Well, maybe not. At least, if you asked the patients. That's exactly what David Nyweide (of CMS), Denise Anthony, Chiang-Hua Chang and David Goodman (all of Dartmouth) did. 4,000 randomly selected, nationally representative, elderly and independently living Medicare beneficiaries were surveyed with 12 questions about access to and satisfaction with health care. Those data were correlated with the physician supply in their Medicare-defined "hospital service area" (the DMCB learned there are 3,067 of them). The physician supply in each service area was based on the data from the AMA Physician Masterfile.

2,515 completed the survey with a respectable response rate of 65%. After adjusting for age, gender, race, health status and local income (based on outside data sorted by zip code), there was no association between the local density of physicians and patient perceptions of access, being able to get a test, being able to see a specialist, being satisfied with their care, feeling that they had enough time to talk to the doctor or having a primary care provider. There was also no association between the local supply of primary care and local perceptions of care. There was only a weak association between the local supply of primary care physicians and having one.

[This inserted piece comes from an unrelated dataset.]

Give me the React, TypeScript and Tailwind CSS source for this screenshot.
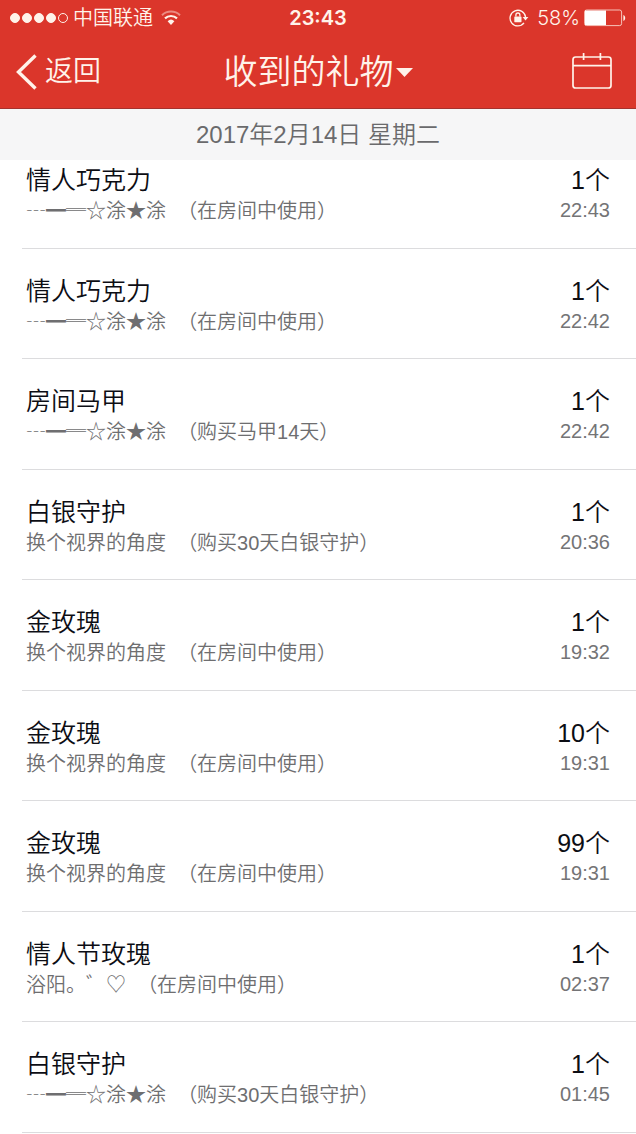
import { clsx } from "clsx";

type Gift = {
  name: string;
  sender: string;
  note: string;
  count: number;
  time: string;
};

const GIFTS: Gift[] = [
  { name: "情人巧克力", sender: "┄━═☆涂★涂", note: "（在房间中使用）", count: 1, time: "22:43" },
  { name: "情人巧克力", sender: "┄━═☆涂★涂", note: "（在房间中使用）", count: 1, time: "22:42" },
  { name: "房间马甲", sender: "┄━═☆涂★涂", note: "（购买马甲14天）", count: 1, time: "22:42" },
  { name: "白银守护", sender: "换个视界的角度", note: "（购买30天白银守护）", count: 1, time: "20:36" },
  { name: "金玫瑰", sender: "换个视界的角度", note: "（在房间中使用）", count: 1, time: "19:32" },
  { name: "金玫瑰", sender: "换个视界的角度", note: "（在房间中使用）", count: 10, time: "19:31" },
  { name: "金玫瑰", sender: "换个视界的角度", note: "（在房间中使用）", count: 99, time: "19:31" },
  { name: "情人节玫瑰", sender: "浴阳。゛♡", note: "（在房间中使用）", count: 1, time: "02:37" },
  { name: "白银守护", sender: "┄━═☆涂★涂", note: "（购买30天白银守护）", count: 1, time: "01:45" },
];

function WifiIcon() {
  return (
    <svg width="20" height="16" viewBox="0 0 20 16" fill="none" aria-hidden="true">
      <path d="M1 5.2C6 .4 14 .4 19 5.2" stroke="currentColor" strokeWidth="2" opacity="0.45" />
      <path d="M4 8.4C7.4 5.2 12.6 5.2 16 8.4" stroke="currentColor" strokeWidth="2.2" />
      <path d="M6.6 11.2a5 5 0 0 1 6.8 0L10 15z" fill="currentColor" />
    </svg>
  );
}

function RotationLockIcon() {
  return (
    <svg width="20" height="18" viewBox="0 0 20 18" fill="none" stroke="currentColor" aria-hidden="true">
      <path d="M15 13.9A7.8 7.8 0 1 1 16.600 8.200" strokeWidth="1.300" />
      <path d="M13.600 8h5.800l-2.900 3.400z" fill="currentColor" stroke="none" />
      <rect x="5.300" y="7.400" width="7.200" height="5.800" rx="0.600" fill="currentColor" stroke="none" />
      <path d="M6.900 7.600V6a2 2 0 0 1 4 0v1.600" strokeWidth="1.300" />
    </svg>
  );
}

function BatteryIcon() {
  return (
    <svg width="42" height="18" viewBox="0 0 42 18" fill="none" aria-hidden="true">
      <rect x="0.6" y="1" width="37" height="15.6" rx="2" stroke="currentColor" strokeWidth="1" opacity="0.75" />
      <path d="M1 1.5h21v14.6H1z" fill="#fff" />
      <path d="M39.4 6c2.4 1 2.4 5 0 6z" fill="currentColor" />
    </svg>
  );
}

function CalendarIcon() {
  return (
    <svg width="40" height="38" viewBox="0 0 40 38" fill="none" stroke="currentColor" strokeWidth="1.7" aria-hidden="true">
      <rect x="1" y="4" width="38" height="31" rx="2.6" />
      <path d="M1 12.6h38M11.6 0v7M28.4 0v7" />
    </svg>
  );
}

function StatusBar() {
  return (
    <div className="grid h-9 grid-cols-3 items-center px-[10px] text-xl leading-5">
      <div className="flex items-center gap-2">
        <div className="flex items-center gap-[5px]">
          <div className="flex items-center gap-[2px]">
            {[1, 2, 3, 4, 5].map((n) => (
              <span
                key={n}
                className={clsx("h-[10px] w-[10px] rounded-full border border-current", n < 5 && "bg-current")}
              />
            ))}
          </div>
          <span className="whitespace-nowrap">中国联通</span>
        </div>
        <WifiIcon />
      </div>
      <time className="text-center font-['Inter'] font-semibold">23:43</time>
      <div className="flex items-center justify-end gap-1">
        <RotationLockIcon />
        <span className="pl-1 font-['Inter']">58%</span>
        <BatteryIcon />
      </div>
    </div>
  );
}

function NavBar() {
  return (
    <nav className="grid h-[72px] grid-cols-[1fr_auto_1fr] items-center px-4">
      <button type="button" className="flex items-center gap-2 text-[28px] leading-9">
        <svg width="21" height="36" viewBox="0 0 21 36" fill="none" stroke="currentColor" strokeWidth="3.4" aria-hidden="true">
          <path d="M19.5 1.5 2.5 18l17 16.5" />
        </svg>
        返回
      </button>
      <button type="button" className="flex items-center gap-[2px] text-[34px] leading-10">
        收到的礼物
        <svg width="17" height="9" viewBox="0 0 17 9" fill="currentColor" aria-hidden="true">
          <path d="M0 0h17L8.5 9z" />
        </svg>
      </button>
      <button type="button" aria-label="日历" className="mr-2 justify-self-end">
        <CalendarIcon />
      </button>
    </nav>
  );
}

function GiftRow({ gift }: { gift: Gift }) {
  return (
    <li className="flex justify-between border-b border-[#dcdcde] pt-[26px] pr-[26px] pb-[22px] pl-1 first:pt-1 odd:pb-[23px]">
      <div>
        <h2 className="text-[25px] leading-8 text-[#0c0d14]">{gift.name}</h2>
        <p className="text-xl leading-7 whitespace-pre text-[#6e6e70]">
          <span className="font-['Noto_Sans_CJK_SC',sans-serif]">{gift.sender}</span>
          {"  "}
          {gift.note}
        </p>
      </div>
      <div className="text-right">
        <p className="text-[25px] leading-8 text-[#0c0d14]">{gift.count}个</p>
        <time className="block text-xl leading-7 text-[#747476]">{gift.time}</time>
      </div>
    </li>
  );
}

export default function App() {
  return (
    <div className="min-h-screen bg-white font-['Liberation_Sans','Noto_Sans_CJK_SC',sans-serif] font-[350]">
      <header className="border-b border-[#a5322e] bg-[#db362b] text-[#fff3ea]">
        <StatusBar />
        <NavBar />
      </header>
      <main>
        <h1 className="bg-[#f6f6f7] py-[9px] text-center text-2xl leading-[33px] text-[#6a6a6c]">
          2017年2月14日 星期二
        </h1>
        <ul className="pl-[22px]">
          {GIFTS.map((gift, i) => (
            <GiftRow key={i} gift={gift} />
          ))}
        </ul>
      </main>
    </div>
  );
}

The study is limited by being "observational" and only reporting associations. In order to better understand if more primary care causes a change in Medicare beneficiary perceptions, a prospective trail would be required. The study is also silent on the local quality of primary care, access to other health professionals, the limitations of sorting physician supply based on service area (versus more granular counties or zip codes) and the lack of input from managed care Medicare. Last but not least, there may be an association between the local supply of primary care and "hard" measures of health care quality, versus this study that used consumer perceptions.

Despite the limitations, the study should give pause to policymakers, regulators and politicians who think that increasing the physician supply or increasing the primary care physician supply is going to make a difference in voter-beneficiary-patient attitudes about local access or quality of care. It turns out that physician demand vs. supply may be more elastic than anyone considered. This should make persons wonder if pumping more physicians into a community is the "solution" we think it is.

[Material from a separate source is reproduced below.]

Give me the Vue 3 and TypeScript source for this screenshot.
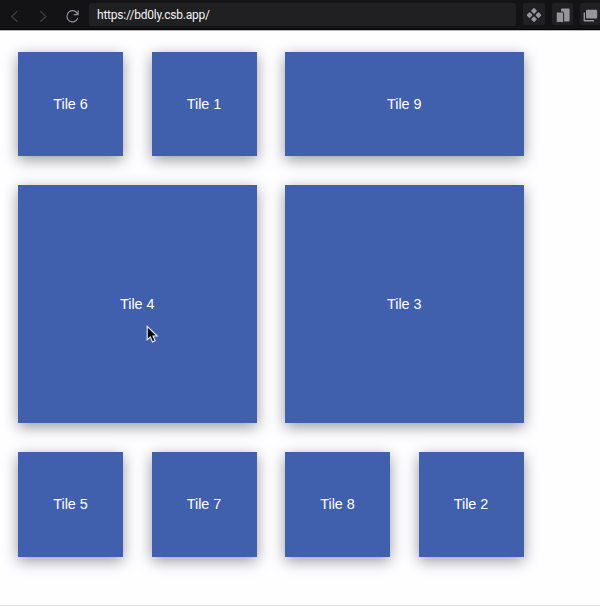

And the DMCB asks why stop there? The NCQA and NQF should take note. Local hospitals argue that they and their physicians' social mission warrants not-for-profit status and being exempt from local taxes. Perhaps one gauge of how well that mission is being fulfilled should be perceptions of access and quality versus a national norm or a historical baseline. Since "Accountable Care Organizations" will be responsible for cost as well as quality, perhaps consumer perceptions like this should be part of the yet-to-be-defined measurement mix. Last but not least, perhaps all those suspect "Top One Hundred" surveys should consider using a variation of this.